Material:
**********

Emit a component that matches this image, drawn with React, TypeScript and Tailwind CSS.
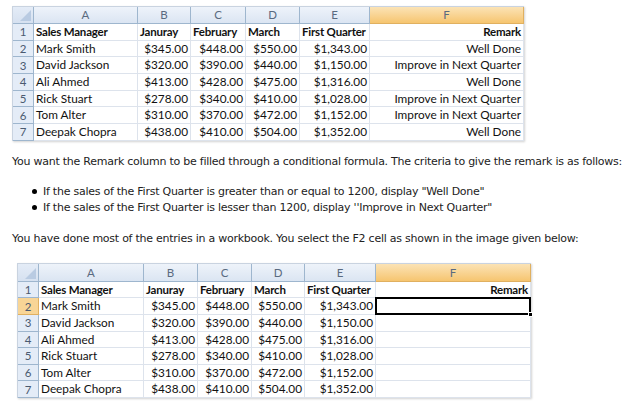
import React from "react";

type Row = [string, string, string, string, string, string];

const rows: Row[] = [
  ["Mark Smith", "$345.00", "$448.00", "$550.00", "$1,343.00", "Well Done"],
  ["David Jackson", "$320.00", "$390.00", "$440.00", "$1,150.00", "Improve in Next Quarter"],
  ["Ali Ahmed", "$413.00", "$428.00", "$475.00", "$1,316.00", "Well Done"],
  ["Rick Stuart", "$278.00", "$340.00", "$410.00", "$1,028.00", "Improve in Next Quarter"],
  ["Tom Alter", "$310.00", "$370.00", "$472.00", "$1,152.00", "Improve in Next Quarter"],
  ["Deepak Chopra", "$438.00", "$410.00", "$504.00", "$1,352.00", "Well Done"],
];

const cellFont = { fontFamily: 'Lato, "Open Sans", sans-serif' };

function Corner() {
  return (
    <div className="relative border-r border-b border-[#9eb6ce] bg-gradient-to-b from-[#e4ecf7] to-[#d6e1f0]">
      <svg className="absolute right-[2px] bottom-[2px]" width="11" height="11" viewBox="0 0 11 11">
        <polygon points="11,0 11,11 0,11" fill="#b9cbe2" />
      </svg>
    </div>
  );
}

function ColHead({ label, orange }: { label: string; orange?: boolean }) {
  return (
    <div
      className={
        "flex items-center justify-center border-r border-b text-[11.5px] text-[#5a6a80] " +
        (orange
          ? "bg-gradient-to-b from-[#fbe3b5] to-[#f6c56f] border-[#e0b060]"
          : "bg-gradient-to-b from-[#eef3fa] to-[#dbe5f2] border-[#9eb6ce]")
      }
    >
      {label}
    </div>
  );
}

function RowHead({ n, orange }: { n: number; orange?: boolean }) {
  return (
    <div
      className={
        "flex items-center justify-center border-r border-b text-[11.5px] text-[#4a5a70] " +
        (orange ? "bg-[#f8d596] border-[#e0b060]" : "bg-[#e4ecf7] border-[#9eb6ce]")
      }
    >
      {n}
    </div>
  );
}

function Cell({
  children,
  right,
  bold,
}: {
  children?: React.ReactNode;
  right?: boolean;
  bold?: boolean;
}) {
  return (
    <div
      className={
        "flex items-center whitespace-nowrap border-r border-b border-[#dde3ec] px-[2px] text-[#111] " +
        (right ? "justify-end " : "justify-start ") +
        (bold ? "font-bold text-[11.5px] tracking-[-0.2px]" : "text-[11.8px]")
      }
    >
      {children}
    </div>
  );
}

function Sheet({
  cols,
  rowsCls,
  filled,
}: {
  cols: string;
  rowsCls: string;
  filled: boolean;
}) {
  return (
    <div
      className={"grid border-l border-t border-[#c9d3e0] shadow-[1px_1px_2px_rgba(0,0,0,0.18)] " + cols + " " + rowsCls}
      style={cellFont}
    >
      <Corner />
      <ColHead label="A" />
      <ColHead label="B" />
      <ColHead label="C" />
      <ColHead label="D" />
      <ColHead label="E" />
      <ColHead label="F" orange />

      <RowHead n={1} />
      <Cell bold>Sales Manager</Cell>
      <Cell bold>Januray</Cell>
      <Cell bold>February</Cell>
      <Cell bold>March</Cell>
      <Cell bold>First Quarter</Cell>
      <Cell bold right>
        Remark
      </Cell>

      {rows.map((r, i) => (
        <React.Fragment key={i}>
          <RowHead n={i + 2} orange={!filled && i === 0} />
          <Cell>{r[0]}</Cell>
          <Cell right>{r[1]}</Cell>
          <Cell right>{r[2]}</Cell>
          <Cell right>{r[3]}</Cell>
          <Cell right>{r[4]}</Cell>
          {filled ? (
            <Cell right>{r[5]}</Cell>
          ) : i === 0 ? (
            <div className="relative border-[2px] border-black -ml-[1px] -mt-[1px]">
              <div className="absolute -right-[4px] -bottom-[4px] h-[5px] w-[5px] bg-black border border-white" />
            </div>
          ) : (
            <Cell />
          )}
        </React.Fragment>
      ))}
    </div>
  );
}

export default function App() {
  const textFont = { fontFamily: '"DejaVu Sans", Tahoma, sans-serif' };
  return (
    <div className="w-[628px] h-[414px] overflow-hidden bg-white">
      <div className="ml-[12px] pt-[6px] w-[512px]">
        <Sheet
          cols="grid-cols-[21px_104px_53px_55px_54px_70px_154px]"
          rowsCls="grid-rows-[17px_repeat(7,16.7px)]"
          filled
        />
      </div>

      <div className="text-[11px] tracking-[-0.25px] text-[#222] leading-[16px]" style={textFont}>
        <p className="ml-[12px] mt-[13px] whitespace-nowrap">
          You want the Remark column to be filled through a conditional formula. The criteria to give the remark is as follows:
        </p>
        <ul className="mt-[14px] ml-[32px]">
          <li className="flex items-center">
            <span className="mr-[6px] inline-block h-[5px] w-[5px] rounded-full bg-black" />
            If the sales of the First Quarter is greater than or equal to 1200, display "Well Done"
          </li>
          <li className="flex items-center">
            <span className="mr-[6px] inline-block h-[5px] w-[5px] rounded-full bg-black" />
            If the sales of the First Quarter is lesser than 1200, display ''Improve in Next Quarter"
          </li>
        </ul>
        <p className="ml-[12px] mt-[15px] whitespace-nowrap">
          You have done most of the entries in a workbook. You select the F2 cell as shown in the image given below:
        </p>
      </div>

      <div className="ml-[17px] mt-[16px] w-[514px]">
        <Sheet
          cols="grid-cols-[21px_105px_54px_54px_53px_71px_155px]"
          rowsCls="grid-rows-[18px_repeat(7,16.6px)]"
          filled={false}
        />
      </div>
    </div>
  );
}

**********

Work instructions:
All of the data above should be transcribed verbatim, with pictures omitted.

Expected answer:
Emit a component that matches this image, drawn with React, TypeScript and Tailwind CSS.
import React from "react";

type Row = [string, string, string, string, string, string];

const rows: Row[] = [
  ["Mark Smith", "$345.00", "$448.00", "$550.00", "$1,343.00", "Well Done"],
  ["David Jackson", "$320.00", "$390.00", "$440.00", "$1,150.00", "Improve in Next Quarter"],
  ["Ali Ahmed", "$413.00", "$428.00", "$475.00", "$1,316.00", "Well Done"],
  ["Rick Stuart", "$278.00", "$340.00", "$410.00", "$1,028.00", "Improve in Next Quarter"],
  ["Tom Alter", "$310.00", "$370.00", "$472.00", "$1,152.00", "Improve in Next Quarter"],
  ["Deepak Chopra", "$438.00", "$410.00", "$504.00", "$1,352.00", "Well Done"],
];

const cellFont = { fontFamily: 'Lato, "Open Sans", sans-serif' };

function Corner() {
  return (
    <div className="relative border-r border-b border-[#9eb6ce] bg-gradient-to-b from-[#e4ecf7] to-[#d6e1f0]">
      <svg className="absolute right-[2px] bottom-[2px]" width="11" height="11" viewBox="0 0 11 11">
        <polygon points="11,0 11,11 0,11" fill="#b9cbe2" />
      </svg>
    </div>
  );
}

function ColHead({ label, orange }: { label: string; orange?: boolean }) {
  return (
    <div
      className={
        "flex items-center justify-center border-r border-b text-[11.5px] text-[#5a6a80] " +
        (orange
          ? "bg-gradient-to-b from-[#fbe3b5] to-[#f6c56f] border-[#e0b060]"
          : "bg-gradient-to-b from-[#eef3fa] to-[#dbe5f2] border-[#9eb6ce]")
      }
    >
      {label}
    </div>
  );
}

function RowHead({ n, orange }: { n: number; orange?: boolean }) {
  return (
    <div
      className={
        "flex items-center justify-center border-r border-b text-[11.5px] text-[#4a5a70] " +
        (orange ? "bg-[#f8d596] border-[#e0b060]" : "bg-[#e4ecf7] border-[#9eb6ce]")
      }
    >
      {n}
    </div>
  );
}

function Cell({
  children,
  right,
  bold,
}: {
  children?: React.ReactNode;
  right?: boolean;
  bold?: boolean;
}) {
  return (
    <div
      className={
        "flex items-center whitespace-nowrap border-r border-b border-[#dde3ec] px-[2px] text-[#111] " +
        (right ? "justify-end " : "justify-start ") +
        (bold ? "font-bold text-[11.5px] tracking-[-0.2px]" : "text-[11.8px]")
      }
    >
      {children}
    </div>
  );
}

function Sheet({
  cols,
  rowsCls,
  filled,
}: {
  cols: string;
  rowsCls: string;
  filled: boolean;
}) {
  return (
    <div
      className={"grid border-l border-t border-[#c9d3e0] shadow-[1px_1px_2px_rgba(0,0,0,0.18)] " + cols + " " + rowsCls}
      style={cellFont}
    >
      <Corner />
      <ColHead label="A" />
      <ColHead label="B" />
      <ColHead label="C" />
      <ColHead label="D" />
      <ColHead label="E" />
      <ColHead label="F" orange />

      <RowHead n={1} />
      <Cell bold>Sales Manager</Cell>
      <Cell bold>Januray</Cell>
      <Cell bold>February</Cell>
      <Cell bold>March</Cell>
      <Cell bold>First Quarter</Cell>
      <Cell bold right>
        Remark
      </Cell>

      {rows.map((r, i) => (
        <React.Fragment key={i}>
          <RowHead n={i + 2} orange={!filled && i === 0} />
          <Cell>{r[0]}</Cell>
          <Cell right>{r[1]}</Cell>
          <Cell right>{r[2]}</Cell>
          <Cell right>{r[3]}</Cell>
          <Cell right>{r[4]}</Cell>
          {filled ? (
            <Cell right>{r[5]}</Cell>
          ) : i === 0 ? (
            <div className="relative border-[2px] border-black -ml-[1px] -mt-[1px]">
              <div className="absolute -right-[4px] -bottom-[4px] h-[5px] w-[5px] bg-black border border-white" />
            </div>
          ) : (
            <Cell />
          )}
        </React.Fragment>
      ))}
    </div>
  );
}

export default function App() {
  const textFont = { fontFamily: '"DejaVu Sans", Tahoma, sans-serif' };
  return (
    <div className="w-[628px] h-[414px] overflow-hidden bg-white">
      <div className="ml-[12px] pt-[6px] w-[512px]">
        <Sheet
          cols="grid-cols-[21px_104px_53px_55px_54px_70px_154px]"
          rowsCls="grid-rows-[17px_repeat(7,16.7px)]"
          filled
        />
      </div>

      <div className="text-[11px] tracking-[-0.25px] text-[#222] leading-[16px]" style={textFont}>
        <p className="ml-[12px] mt-[13px] whitespace-nowrap">
          You want the Remark column to be filled through a conditional formula. The criteria to give the remark is as follows:
        </p>
        <ul className="mt-[14px] ml-[32px]">
          <li className="flex items-center">
            <span className="mr-[6px] inline-block h-[5px] w-[5px] rounded-full bg-black" />
            If the sales of the First Quarter is greater than or equal to 1200, display "Well Done"
          </li>
          <li className="flex items-center">
            <span className="mr-[6px] inline-block h-[5px] w-[5px] rounded-full bg-black" />
            If the sales of the First Quarter is lesser than 1200, display ''Improve in Next Quarter"
          </li>
        </ul>
        <p className="ml-[12px] mt-[15px] whitespace-nowrap">
          You have done most of the entries in a workbook. You select the F2 cell as shown in the image given below:
        </p>
      </div>

      <div className="ml-[17px] mt-[16px] w-[514px]">
        <Sheet
          cols="grid-cols-[21px_105px_54px_54px_53px_71px_155px]"
          rowsCls="grid-rows-[18px_repeat(7,16.6px)]"
          filled={false}
        />
      </div>
    </div>
  );
}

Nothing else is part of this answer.